In my defence — and I do have a defence — I only went to sleep after the sun came up. So technically it wasn’t a late start so much as a very committed finish to the previous day. This is the story I’m telling and I’m not taking questions.
My cousin, who is a saint among people, fed the fur babies for me while I was horizontal and completely unavailable to the world. I owe her something nice. Possibly several somethings.
Tomorrow is a real day with real tasks. Jo and I are going shopping — groceries, chicken feed, the great recycling of the accumulated drink containers which have reached a volume I’m not going to specify publicly. And we need to find some solution to the poultry situation, which has become a matter of some delicacy.
The birds have been visiting the neighbours.
Not in an aggressive way. Not in a way that suggests anything other than genuine sociable interest in what is happening next door. But poultry are not, it turns out, universally welcomed as impromptu visitors, and the neighbours have expressed that they would prefer their yard to remain a poultry-optional space. I feel this is a reasonable position to hold and I am not unsympathetic. The birds, however, have opinions about fences that I can only describe as flexible.
They are poultry. Not social butterflies. Someone needs to explain this to them.
We have also been continuing our Supernatural rewatch, which has introduced a complication I was not prepared for.
Jensen Ackles crying.
I am a grown woman of a certain age. I am, in fact, old enough to be his grandmother, a fact I am choosing to hold loosely because it is not helpful to anyone. And yet. Tears on those lashes do something to my nervous system that I cannot fully explain or justify and am not going to try. There is an instinct that fires — part maternal, part something that is absolutely not maternal — that just wants to make it better. All of it better. Not always in a PG manner. I said what I said.
I am not proud. I am also not sorry. He started it.

Anyway. One book in the world. One two weeks out.
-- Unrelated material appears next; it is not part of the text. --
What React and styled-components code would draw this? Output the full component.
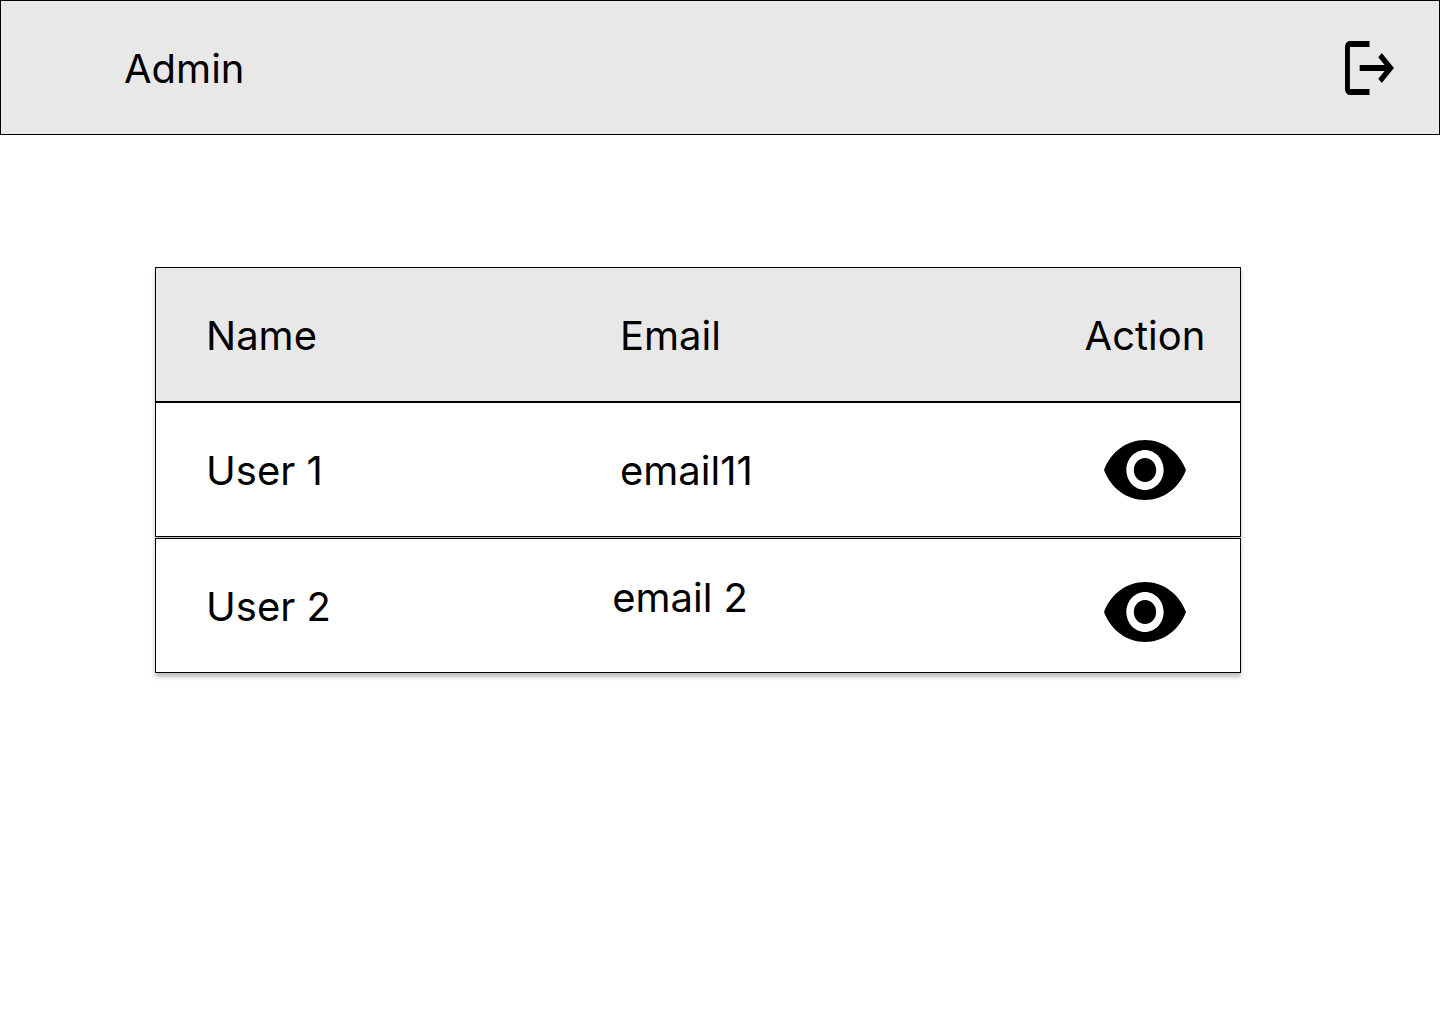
import React from "react";
import styled, { createGlobalStyle } from "styled-components";

const GlobalStyle = createGlobalStyle`
  *, *::before, *::after { box-sizing: border-box; }
  body {
    margin: 0;
    background: #fff;
    color: #000;
    font-family: Inter, "Liberation Sans", sans-serif;
    font-size: 40px;
    line-height: 54px;
  }
`;

const TopBar = styled.header`
  display: flex;
  align-items: center;
  justify-content: space-between;
  min-height: 135px;
  padding: 0 45px 0 123px;
  background: #e8e8e8;
  border: 1px solid #000;
`;

const Title = styled.h1`
  margin: 0;
  padding-top: 2px;
  font-size: 40px;
  font-weight: 400;
`;

const IconButton = styled.button`
  display: block;
  padding: 0;
  border: 0;
  background: none;
  color: inherit;
  cursor: pointer;

  svg {
    display: block;
    fill: currentColor;
  }
`;

const Content = styled.main`
  padding: 132px 199px 132px 155px;
`;

const UserTable = styled.table`
  display: block;
`;

const TableHead = styled.thead`
  display: grid;
`;

const TableBody = styled.tbody`
  display: grid;
  gap: 1px;
`;

const Row = styled.tr`
  display: grid;
  grid-template-columns: 414px 1fr 190px;
  min-height: 135px;
  background: ${(p) => (p.$shaded ? "#e8e8e8" : "#fff")};
  border: 1px solid #000;
  box-shadow: 0 4px 4px rgba(0, 0, 0, 0.25);
`;

const HeadCell = styled.th`
  display: flex;
  align-items: center;
  justify-content: ${(p) => (p.$centered ? "center" : "flex-start")};
  padding: 32px 0 30px ${(p) => (p.$centered ? "0" : "50px")};
  font-weight: 400;
  text-align: left;
`;

const TextCell = styled.td`
  display: flex;
  align-items: ${(p) => p.$align || "center"};
  padding: 32px 0 30px 50px;
`;

const ActionCell = styled.td`
  display: flex;
  align-items: ${(p) => p.$align || "center"};
  justify-content: center;
  padding: 30px 0;
`;

const EmailText = styled.span`
  display: flex;
  justify-content: ${(p) => p.$justify || "flex-start"};
  width: 128px;
  white-space: nowrap;
`;

function LogoutIcon() {
  return (
    <svg width="49" height="54" viewBox="2 3 20 18" preserveAspectRatio="none" aria-hidden="true">
      <path d="M17 7l-1.41 1.41L18.17 11H8v2h10.17l-2.58 2.58L17 17l5-5zM4 5h8V3H4c-1.1 0-2 .9-2 2v14c0 1.1.9 2 2 2h8v-2H4V5z" />
    </svg>
  );
}

function EyeIcon() {
  return (
    <svg width="82" height="60" viewBox="1 4.5 22 15" preserveAspectRatio="none" aria-hidden="true">
      <path d="M12 4.5C7 4.5 2.73 7.61 1 12c1.73 4.39 6 7.5 11 7.5s9.27-3.11 11-7.5c-1.73-4.39-6-7.5-11-7.5zM12 17c-2.76 0-5-2.24-5-5s2.24-5 5-5 5 2.24 5 5-2.24 5-5 5zm0-8c-1.66 0-3 1.34-3 3s1.34 3 3 3 3-1.34 3-3-1.34-3-3-3z" />
    </svg>
  );
}

const users = [
  { name: "User 1", email: "email11" },
  {
    name: "User 2",
    email: "email 2",
    emailAlign: "flex-start",
    emailJustify: "flex-end",
    actionAlign: "flex-end",
  },
];

export default function App() {
  return (
    <>
      <GlobalStyle />
      <TopBar>
        <Title>Admin</Title>
        <IconButton type="button" aria-label="Log out">
          <LogoutIcon />
        </IconButton>
      </TopBar>
      <Content>
        <UserTable>
          <TableHead>
            <Row $shaded>
              <HeadCell scope="col">Name</HeadCell>
              <HeadCell scope="col">Email</HeadCell>
              <HeadCell scope="col" $centered>Action</HeadCell>
            </Row>
          </TableHead>
          <TableBody>
            {users.map((user) => (
              <Row key={user.name}>
                <TextCell>{user.name}</TextCell>
                <TextCell $align={user.emailAlign}>
                  <EmailText $justify={user.emailJustify}>{user.email}</EmailText>
                </TextCell>
                <ActionCell $align={user.actionAlign}>
                  <IconButton type="button" aria-label={`View ${user.name}`}>
                    <EyeIcon />
                  </IconButton>
                </ActionCell>
              </Row>
            ))}
          </TableBody>
        </UserTable>
      </Content>
    </>
  );
}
The cycle beginning again. The blogs continuing. The Instagram posts requiring their regular feeding. The chickens wandering wherever they like and the cats negotiating their complicated feelings about Pusheens.
And Dean Winchester somewhere in the middle of all of it, being unreasonably beautiful about his feelings.
This is the life. I have chosen it completely and I would choose it again.
After a sleep, though. Preferably before sunrise this time.